GIVEN DATA:
* Start *

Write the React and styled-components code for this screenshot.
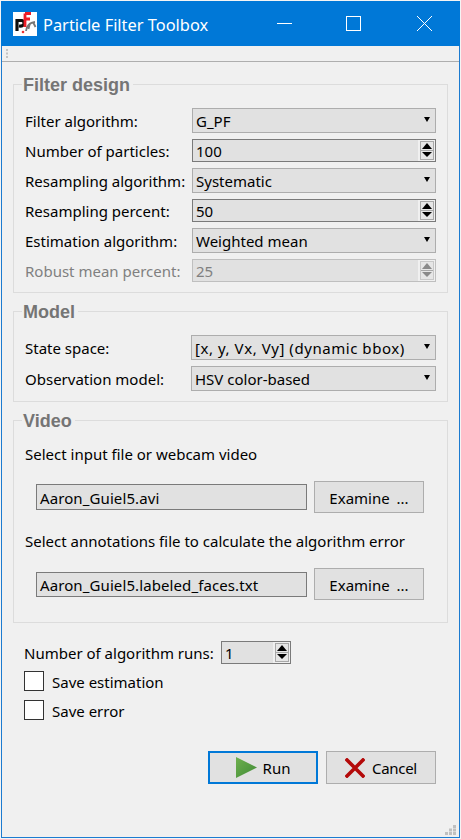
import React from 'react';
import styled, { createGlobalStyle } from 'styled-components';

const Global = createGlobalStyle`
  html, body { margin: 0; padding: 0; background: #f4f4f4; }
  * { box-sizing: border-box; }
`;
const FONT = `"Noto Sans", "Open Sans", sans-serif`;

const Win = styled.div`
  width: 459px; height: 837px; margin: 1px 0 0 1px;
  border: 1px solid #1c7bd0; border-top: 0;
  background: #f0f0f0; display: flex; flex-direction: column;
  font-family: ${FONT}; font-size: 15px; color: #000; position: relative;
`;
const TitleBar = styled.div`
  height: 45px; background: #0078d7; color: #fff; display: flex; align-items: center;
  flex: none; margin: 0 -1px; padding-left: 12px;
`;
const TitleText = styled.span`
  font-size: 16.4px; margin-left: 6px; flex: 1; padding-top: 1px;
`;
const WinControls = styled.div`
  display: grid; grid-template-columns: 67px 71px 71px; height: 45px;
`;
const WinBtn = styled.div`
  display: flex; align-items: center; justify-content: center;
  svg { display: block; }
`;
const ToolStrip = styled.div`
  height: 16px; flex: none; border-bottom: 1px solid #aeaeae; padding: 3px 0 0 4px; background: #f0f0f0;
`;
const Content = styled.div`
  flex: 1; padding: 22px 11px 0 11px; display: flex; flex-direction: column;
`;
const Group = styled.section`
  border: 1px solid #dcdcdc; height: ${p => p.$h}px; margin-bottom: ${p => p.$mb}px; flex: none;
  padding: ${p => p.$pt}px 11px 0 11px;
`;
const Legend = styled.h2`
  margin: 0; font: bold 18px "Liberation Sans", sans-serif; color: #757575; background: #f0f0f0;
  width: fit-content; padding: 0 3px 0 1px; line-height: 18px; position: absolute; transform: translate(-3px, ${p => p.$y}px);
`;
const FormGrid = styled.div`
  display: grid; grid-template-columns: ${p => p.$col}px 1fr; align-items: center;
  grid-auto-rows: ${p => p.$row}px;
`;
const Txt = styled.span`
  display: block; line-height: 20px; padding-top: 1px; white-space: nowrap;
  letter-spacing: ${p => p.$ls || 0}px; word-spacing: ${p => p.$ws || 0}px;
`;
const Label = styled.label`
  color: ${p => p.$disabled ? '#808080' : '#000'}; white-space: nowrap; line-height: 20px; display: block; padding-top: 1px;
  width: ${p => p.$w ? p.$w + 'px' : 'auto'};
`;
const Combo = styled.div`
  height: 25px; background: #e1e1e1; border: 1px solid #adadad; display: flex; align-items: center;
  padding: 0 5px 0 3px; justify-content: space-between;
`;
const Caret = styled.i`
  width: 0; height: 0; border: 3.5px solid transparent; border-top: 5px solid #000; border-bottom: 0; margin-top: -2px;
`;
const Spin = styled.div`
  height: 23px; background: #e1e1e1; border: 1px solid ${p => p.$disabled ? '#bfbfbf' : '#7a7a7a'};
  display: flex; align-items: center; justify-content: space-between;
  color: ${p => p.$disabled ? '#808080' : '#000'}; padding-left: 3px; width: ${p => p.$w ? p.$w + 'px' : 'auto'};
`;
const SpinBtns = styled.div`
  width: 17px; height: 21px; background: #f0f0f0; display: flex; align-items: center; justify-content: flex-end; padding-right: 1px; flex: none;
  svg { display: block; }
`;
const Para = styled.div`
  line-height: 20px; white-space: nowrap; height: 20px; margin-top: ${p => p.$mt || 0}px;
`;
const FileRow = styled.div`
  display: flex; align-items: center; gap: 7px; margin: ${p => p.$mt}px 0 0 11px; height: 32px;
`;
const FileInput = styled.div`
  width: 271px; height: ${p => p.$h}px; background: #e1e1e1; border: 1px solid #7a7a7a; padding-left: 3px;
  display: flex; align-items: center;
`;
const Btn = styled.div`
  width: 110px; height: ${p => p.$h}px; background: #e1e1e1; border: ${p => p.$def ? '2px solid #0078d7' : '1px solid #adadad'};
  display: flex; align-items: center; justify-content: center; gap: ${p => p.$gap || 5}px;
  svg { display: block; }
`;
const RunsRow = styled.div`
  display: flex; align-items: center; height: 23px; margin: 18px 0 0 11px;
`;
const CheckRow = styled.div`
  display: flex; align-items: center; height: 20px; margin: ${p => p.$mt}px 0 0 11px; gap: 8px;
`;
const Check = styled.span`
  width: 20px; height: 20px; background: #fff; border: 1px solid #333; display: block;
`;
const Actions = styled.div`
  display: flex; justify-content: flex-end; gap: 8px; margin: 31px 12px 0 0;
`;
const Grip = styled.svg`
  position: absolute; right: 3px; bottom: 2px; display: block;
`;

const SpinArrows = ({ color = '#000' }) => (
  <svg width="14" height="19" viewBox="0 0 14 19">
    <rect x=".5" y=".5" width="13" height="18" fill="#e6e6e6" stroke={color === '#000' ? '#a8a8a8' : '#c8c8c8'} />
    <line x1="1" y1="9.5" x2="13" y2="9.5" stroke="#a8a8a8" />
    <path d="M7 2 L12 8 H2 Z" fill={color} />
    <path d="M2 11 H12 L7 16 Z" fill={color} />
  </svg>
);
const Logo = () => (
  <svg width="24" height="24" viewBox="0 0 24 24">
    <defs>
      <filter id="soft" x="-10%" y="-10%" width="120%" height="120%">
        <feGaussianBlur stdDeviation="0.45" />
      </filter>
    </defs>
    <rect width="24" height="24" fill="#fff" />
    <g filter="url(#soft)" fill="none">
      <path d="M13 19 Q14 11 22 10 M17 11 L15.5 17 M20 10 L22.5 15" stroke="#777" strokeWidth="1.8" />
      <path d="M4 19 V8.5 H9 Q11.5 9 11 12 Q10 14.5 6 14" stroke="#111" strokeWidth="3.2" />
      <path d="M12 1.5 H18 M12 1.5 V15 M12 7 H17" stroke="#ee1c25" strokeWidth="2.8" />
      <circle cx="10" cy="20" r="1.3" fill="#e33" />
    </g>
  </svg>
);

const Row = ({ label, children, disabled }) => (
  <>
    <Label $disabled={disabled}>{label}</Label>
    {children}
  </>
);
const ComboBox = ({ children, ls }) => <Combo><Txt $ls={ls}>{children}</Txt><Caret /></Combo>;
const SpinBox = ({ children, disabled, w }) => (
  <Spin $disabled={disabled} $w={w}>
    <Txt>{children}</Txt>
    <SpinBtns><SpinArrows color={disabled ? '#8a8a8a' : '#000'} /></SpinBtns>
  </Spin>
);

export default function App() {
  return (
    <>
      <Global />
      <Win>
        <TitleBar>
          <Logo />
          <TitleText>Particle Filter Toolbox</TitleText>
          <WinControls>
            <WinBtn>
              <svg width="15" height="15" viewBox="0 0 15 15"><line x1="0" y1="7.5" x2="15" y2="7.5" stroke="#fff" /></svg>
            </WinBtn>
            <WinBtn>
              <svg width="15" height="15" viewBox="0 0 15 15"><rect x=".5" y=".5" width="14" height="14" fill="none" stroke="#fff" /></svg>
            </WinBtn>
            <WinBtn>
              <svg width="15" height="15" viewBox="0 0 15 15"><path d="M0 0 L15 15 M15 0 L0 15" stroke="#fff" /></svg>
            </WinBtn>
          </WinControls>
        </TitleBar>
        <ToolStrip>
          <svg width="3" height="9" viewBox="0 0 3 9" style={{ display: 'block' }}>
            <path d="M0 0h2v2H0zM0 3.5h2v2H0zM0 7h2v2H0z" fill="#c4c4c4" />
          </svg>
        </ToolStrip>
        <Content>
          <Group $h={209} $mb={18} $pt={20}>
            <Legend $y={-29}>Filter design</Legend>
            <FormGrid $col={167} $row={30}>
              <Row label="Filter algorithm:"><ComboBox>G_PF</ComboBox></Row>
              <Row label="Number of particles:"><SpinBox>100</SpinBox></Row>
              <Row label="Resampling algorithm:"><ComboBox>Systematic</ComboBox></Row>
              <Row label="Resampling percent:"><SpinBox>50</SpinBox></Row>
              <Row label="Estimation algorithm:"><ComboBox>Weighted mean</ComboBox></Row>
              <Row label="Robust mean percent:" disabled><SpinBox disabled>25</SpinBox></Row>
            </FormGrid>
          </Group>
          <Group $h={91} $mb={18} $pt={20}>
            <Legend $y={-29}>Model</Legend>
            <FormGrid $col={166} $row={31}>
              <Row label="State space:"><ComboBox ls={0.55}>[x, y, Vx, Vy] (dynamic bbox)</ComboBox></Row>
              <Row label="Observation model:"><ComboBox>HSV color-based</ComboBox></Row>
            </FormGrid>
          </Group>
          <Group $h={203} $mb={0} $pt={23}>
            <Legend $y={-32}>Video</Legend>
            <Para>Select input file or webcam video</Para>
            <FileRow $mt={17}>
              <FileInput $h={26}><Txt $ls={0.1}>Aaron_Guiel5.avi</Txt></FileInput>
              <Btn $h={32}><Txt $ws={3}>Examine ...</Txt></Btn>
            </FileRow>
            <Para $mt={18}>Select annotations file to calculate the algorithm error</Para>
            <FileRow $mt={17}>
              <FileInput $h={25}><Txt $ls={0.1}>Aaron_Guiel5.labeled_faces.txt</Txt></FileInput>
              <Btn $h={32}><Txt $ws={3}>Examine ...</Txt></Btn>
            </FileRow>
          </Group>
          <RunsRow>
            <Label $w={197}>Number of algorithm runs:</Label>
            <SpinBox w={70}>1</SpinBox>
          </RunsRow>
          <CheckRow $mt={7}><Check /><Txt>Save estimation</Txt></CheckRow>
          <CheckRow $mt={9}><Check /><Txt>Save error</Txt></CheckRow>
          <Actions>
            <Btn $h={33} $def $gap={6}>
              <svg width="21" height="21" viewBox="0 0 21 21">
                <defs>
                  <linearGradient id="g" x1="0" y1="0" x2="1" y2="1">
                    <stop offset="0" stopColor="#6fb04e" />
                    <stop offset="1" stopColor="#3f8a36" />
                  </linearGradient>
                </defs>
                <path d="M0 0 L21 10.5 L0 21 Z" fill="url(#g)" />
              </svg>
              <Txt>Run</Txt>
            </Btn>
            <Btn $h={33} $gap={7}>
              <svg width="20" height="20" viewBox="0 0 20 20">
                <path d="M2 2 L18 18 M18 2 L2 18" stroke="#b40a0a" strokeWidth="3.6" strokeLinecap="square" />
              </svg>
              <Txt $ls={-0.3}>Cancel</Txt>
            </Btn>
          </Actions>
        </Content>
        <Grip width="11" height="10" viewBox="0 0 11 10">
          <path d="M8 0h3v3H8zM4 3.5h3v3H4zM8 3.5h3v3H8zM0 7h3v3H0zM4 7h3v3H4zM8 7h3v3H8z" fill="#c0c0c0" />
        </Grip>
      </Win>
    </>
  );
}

* End *

WRITTEN TASK:
Copy each line in the data that holds the word "components".

TASK SOLUTION:
Write the React and styled-components code for this screenshot.
import styled, { createGlobalStyle } from 'styled-components';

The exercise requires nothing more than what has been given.